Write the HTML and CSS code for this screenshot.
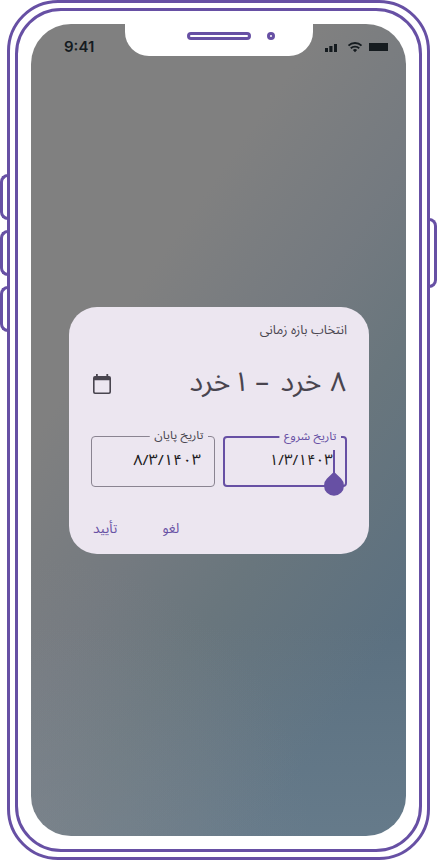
FILE: index.html
```html
<!DOCTYPE html>
<html lang="fa">
<head>
<meta charset="utf-8">
<title>انتخاب بازه زمانی</title>
<link rel="stylesheet" href="styles.css">
</head>
<body>
<div class="phone">
  <span class="key key-1"></span>
  <span class="key key-2"></span>
  <span class="key key-3"></span>
  <span class="key key-power"></span>
  <div class="bezel">
    <div class="screen">
      <header class="status">
        <span class="time">9:41</span>
        <div class="notch"><i class="speaker"></i><i class="camera"></i></div>
        <svg class="signals" width="64" height="12" viewBox="0 0 64 12">
          <path d="M0 7h3v4H0zM4.3 5h3.2v6H4.3zM9 3h3v8H9z"/>
          <g fill="none" stroke="#151b1f" stroke-width="1.9">
            <path d="M23.5 4.6a9.3 9.3 0 0 1 13 0"/>
            <path d="M25.8 7.3a6 6 0 0 1 8.4 0"/>
          </g>
          <path d="M30 11.2l-2.1-2.2a3 3 0 0 1 4.2 0z"/>
          <path d="M44 2h19v8H44z"/>
        </svg>
      </header>
      <main class="stage">
        <section class="dialog" dir="rtl">
          <h1 class="title">انتخاب بازه زمانی</h1>
          <div class="headline">
            <div class="range"><span class="day">۸</span> <span class="month">خرد</span> <span class="dash">–</span> <span class="day one">۱</span> <span class="month">خرد</span></div>
            <svg class="calendar" width="20" height="22" viewBox="0 0 20 22">
              <path fill-rule="evenodd" d="M4 1h1.8v2h8.6V1h1.8v2H17a2 2 0 0 1 2 2v14a2 2 0 0 1-2 2H3a2 2 0 0 1-2-2V5a2 2 0 0 1 2-2h1zM2.6 7.3v11.4a.7.7 0 0 0 .7.7h13.4a.7.7 0 0 0 .7-.7V7.3z"/>
            </svg>
          </div>
          <div class="fields">
            <div class="field active">
              <span class="label">تاریخ شروع</span>
              <span class="value" dir="ltr">۱/۳/۱۴۰۳</span>
              <i class="caret"></i>
              <svg class="handle" width="22" height="26" viewBox="0 0 22 26"><path d="M11 .8L18 7.6a10 10 0 1 1-14 0z"/></svg>
            </div>
            <div class="field">
              <span class="label">تاریخ پایان</span>
              <span class="value" dir="ltr">۸/۳/۱۴۰۳</span>
            </div>
          </div>
          <div class="actions">
            <span class="action">لغو</span>
            <span class="action">تأیید</span>
          </div>
        </section>
      </main>
    </div>
  </div>
</div>
</body>
</html>
```
FILE: styles.css
```css
* { box-sizing: border-box; }
body { margin: 0; background: #fff; font-family: "Noto Sans Arabic", Vazirmatn, "Noto Sans", "DejaVu Sans", sans-serif; }
.phone { position: relative; width: 423px; height: 860px; margin-left: 7px; padding: 5px; border: 3px solid #6750a4; border-radius: 51px; }
.bezel { height: 844px; padding: 13px; border: 3px solid #6750a4; border-radius: 46px; }
.key { position: absolute; left: -10px; width: 10px; height: 46px; border: 3px solid #6750a4; border-right: 0; border-radius: 8px 0 0 8px; }
.key-1 { top: 171px; }
.key-2 { top: 227px; }
.key-3 { top: 283px; }
.key-power { left: auto; right: -10px; top: 215px; height: 70px; border: 3px solid #6750a4; border-left: 0; border-radius: 0 8px 8px 0; }
.screen { width: 375px; height: 812px; border-radius: 40px; overflow: hidden; display: flex; flex-direction: column; background: radial-gradient(circle at 0 100%, #8c8a9055, transparent 280px), linear-gradient(180deg, transparent 74%, #8297a644), linear-gradient(125deg, #808080 31%, #747a80 50%, #69767d 63%, #5b7080 84%, #5b7080); }
.status { height: 32px; display: flex; align-items: flex-start; }
.time { width: 94px; padding: 13px 0 0 33px; font: 600 15px/20px Inter, sans-serif; color: #151b1f; }
.notch { width: 187.5px; height: 32px; padding: 8px 0 0 62px; display: flex; gap: 16px; background: #fff; border-radius: 0 0 24px 24px; }
.speaker { width: 64px; height: 8px; border: 3px solid #6750a4; border-radius: 4px; }
.camera { width: 8px; height: 8px; border: 3px solid #6750a4; border-radius: 50%; }
.signals { margin: 17px 0 0 12.5px; fill: #151b1f; }
.stage { padding: 251px 37px 0 38px; }
.dialog { height: 247px; padding: 13px 22px 0; border-radius: 28px; background: #ece6f0; color: #49454f; }
.title { margin: 0; font-size: 12.9px; font-weight: 400; line-height: 20px; }
.headline { height: 60px; margin-top: 14px; display: flex; justify-content: space-between; }
.range { display: flex; padding: 0 1px 0 0; font-size: 27.5px; line-height: 56px; white-space: nowrap; }
.month { transform: scaleX(1.04); transform-origin: 100% 50%; margin: 0 9px 0 4px; }
.dash { margin: 0 9px 0 6px; }
.one { margin-left: -6px; }
.calendar { margin: 19px 0 0 1px; fill: #49454f; }
.fields { display: flex; gap: 8px; margin-top: 22px; }
.field { position: relative; width: 124px; height: 51px; border: 1px solid #8a8491; border-radius: 4px; }
.field.active { border: 2px solid #6750a4; }
.label { position: absolute; top: -10px; right: 6px; padding: 0 4px; background: #ece6f0; font-size: 11px; line-height: 17px; white-space: nowrap; transform: scaleX(1.12); transform-origin: 100% 50%; }
.active .label { color: #6750a4; right: 4px; }
.value { display: block; padding: 12px 13px 0 0; text-align: right; font-size: 15px; line-height: 22px; color: #1d1b20; transform: scaleX(1.08); transform-origin: 110px 50%; }
.active .value { padding: 11px 12px 0 0; font-size: 15.2px; transform: none; }
.caret { position: absolute; right: 10.5px; top: 12px; width: 2px; height: 24px; background: #6750a4; }
.handle { position: absolute; right: .5px; top: 33px; fill: #6750a4; }
.actions { display: flex; gap: 45px; justify-content: flex-end; padding: 30px 0 0 2px; font-size: 13.6px; line-height: 24px; color: #6750a4; }
```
____
Task details: Print the complete listing exactly, apart from any pictures.

Expected output:
Write the HTML and CSS code for this screenshot.
FILE: index.html
```html
<!DOCTYPE html>
<html lang="fa">
<head>
<meta charset="utf-8">
<title>انتخاب بازه زمانی</title>
<link rel="stylesheet" href="styles.css">
</head>
<body>
<div class="phone">
  <span class="key key-1"></span>
  <span class="key key-2"></span>
  <span class="key key-3"></span>
  <span class="key key-power"></span>
  <div class="bezel">
    <div class="screen">
      <header class="status">
        <span class="time">9:41</span>
        <div class="notch"><i class="speaker"></i><i class="camera"></i></div>
        <svg class="signals" width="64" height="12" viewBox="0 0 64 12">
          <path d="M0 7h3v4H0zM4.3 5h3.2v6H4.3zM9 3h3v8H9z"/>
          <g fill="none" stroke="#151b1f" stroke-width="1.9">
            <path d="M23.5 4.6a9.3 9.3 0 0 1 13 0"/>
            <path d="M25.8 7.3a6 6 0 0 1 8.4 0"/>
          </g>
          <path d="M30 11.2l-2.1-2.2a3 3 0 0 1 4.2 0z"/>
          <path d="M44 2h19v8H44z"/>
        </svg>
      </header>
      <main class="stage">
        <section class="dialog" dir="rtl">
          <h1 class="title">انتخاب بازه زمانی</h1>
          <div class="headline">
            <div class="range"><span class="day">۸</span> <span class="month">خرد</span> <span class="dash">–</span> <span class="day one">۱</span> <span class="month">خرد</span></div>
            <svg class="calendar" width="20" height="22" viewBox="0 0 20 22">
              <path fill-rule="evenodd" d="M4 1h1.8v2h8.6V1h1.8v2H17a2 2 0 0 1 2 2v14a2 2 0 0 1-2 2H3a2 2 0 0 1-2-2V5a2 2 0 0 1 2-2h1zM2.6 7.3v11.4a.7.7 0 0 0 .7.7h13.4a.7.7 0 0 0 .7-.7V7.3z"/>
            </svg>
          </div>
          <div class="fields">
            <div class="field active">
              <span class="label">تاریخ شروع</span>
              <span class="value" dir="ltr">۱/۳/۱۴۰۳</span>
              <i class="caret"></i>
              <svg class="handle" width="22" height="26" viewBox="0 0 22 26"><path d="M11 .8L18 7.6a10 10 0 1 1-14 0z"/></svg>
            </div>
            <div class="field">
              <span class="label">تاریخ پایان</span>
              <span class="value" dir="ltr">۸/۳/۱۴۰۳</span>
            </div>
          </div>
          <div class="actions">
            <span class="action">لغو</span>
            <span class="action">تأیید</span>
          </div>
        </section>
      </main>
    </div>
  </div>
</div>
</body>
</html>
```
FILE: styles.css
```css
* { box-sizing: border-box; }
body { margin: 0; background: #fff; font-family: "Noto Sans Arabic", Vazirmatn, "Noto Sans", "DejaVu Sans", sans-serif; }
.phone { position: relative; width: 423px; height: 860px; margin-left: 7px; padding: 5px; border: 3px solid #6750a4; border-radius: 51px; }
.bezel { height: 844px; padding: 13px; border: 3px solid #6750a4; border-radius: 46px; }
.key { position: absolute; left: -10px; width: 10px; height: 46px; border: 3px solid #6750a4; border-right: 0; border-radius: 8px 0 0 8px; }
.key-1 { top: 171px; }
.key-2 { top: 227px; }
.key-3 { top: 283px; }
.key-power { left: auto; right: -10px; top: 215px; height: 70px; border: 3px solid #6750a4; border-left: 0; border-radius: 0 8px 8px 0; }
.screen { width: 375px; height: 812px; border-radius: 40px; overflow: hidden; display: flex; flex-direction: column; background: radial-gradient(circle at 0 100%, #8c8a9055, transparent 280px), linear-gradient(180deg, transparent 74%, #8297a644), linear-gradient(125deg, #808080 31%, #747a80 50%, #69767d 63%, #5b7080 84%, #5b7080); }
.status { height: 32px; display: flex; align-items: flex-start; }
.time { width: 94px; padding: 13px 0 0 33px; font: 600 15px/20px Inter, sans-serif; color: #151b1f; }
.notch { width: 187.5px; height: 32px; padding: 8px 0 0 62px; display: flex; gap: 16px; background: #fff; border-radius: 0 0 24px 24px; }
.speaker { width: 64px; height: 8px; border: 3px solid #6750a4; border-radius: 4px; }
.camera { width: 8px; height: 8px; border: 3px solid #6750a4; border-radius: 50%; }
.signals { margin: 17px 0 0 12.5px; fill: #151b1f; }
.stage { padding: 251px 37px 0 38px; }
.dialog { height: 247px; padding: 13px 22px 0; border-radius: 28px; background: #ece6f0; color: #49454f; }
.title { margin: 0; font-size: 12.9px; font-weight: 400; line-height: 20px; }
.headline { height: 60px; margin-top: 14px; display: flex; justify-content: space-between; }
.range { display: flex; padding: 0 1px 0 0; font-size: 27.5px; line-height: 56px; white-space: nowrap; }
.month { transform: scaleX(1.04); transform-origin: 100% 50%; margin: 0 9px 0 4px; }
.dash { margin: 0 9px 0 6px; }
.one { margin-left: -6px; }
.calendar { margin: 19px 0 0 1px; fill: #49454f; }
.fields { display: flex; gap: 8px; margin-top: 22px; }
.field { position: relative; width: 124px; height: 51px; border: 1px solid #8a8491; border-radius: 4px; }
.field.active { border: 2px solid #6750a4; }
.label { position: absolute; top: -10px; right: 6px; padding: 0 4px; background: #ece6f0; font-size: 11px; line-height: 17px; white-space: nowrap; transform: scaleX(1.12); transform-origin: 100% 50%; }
.active .label { color: #6750a4; right: 4px; }
.value { display: block; padding: 12px 13px 0 0; text-align: right; font-size: 15px; line-height: 22px; color: #1d1b20; transform: scaleX(1.08); transform-origin: 110px 50%; }
.active .value { padding: 11px 12px 0 0; font-size: 15.2px; transform: none; }
.caret { position: absolute; right: 10.5px; top: 12px; width: 2px; height: 24px; background: #6750a4; }
.handle { position: absolute; right: .5px; top: 33px; fill: #6750a4; }
.actions { display: flex; gap: 45px; justify-content: flex-end; padding: 30px 0 0 2px; font-size: 13.6px; line-height: 24px; color: #6750a4; }
```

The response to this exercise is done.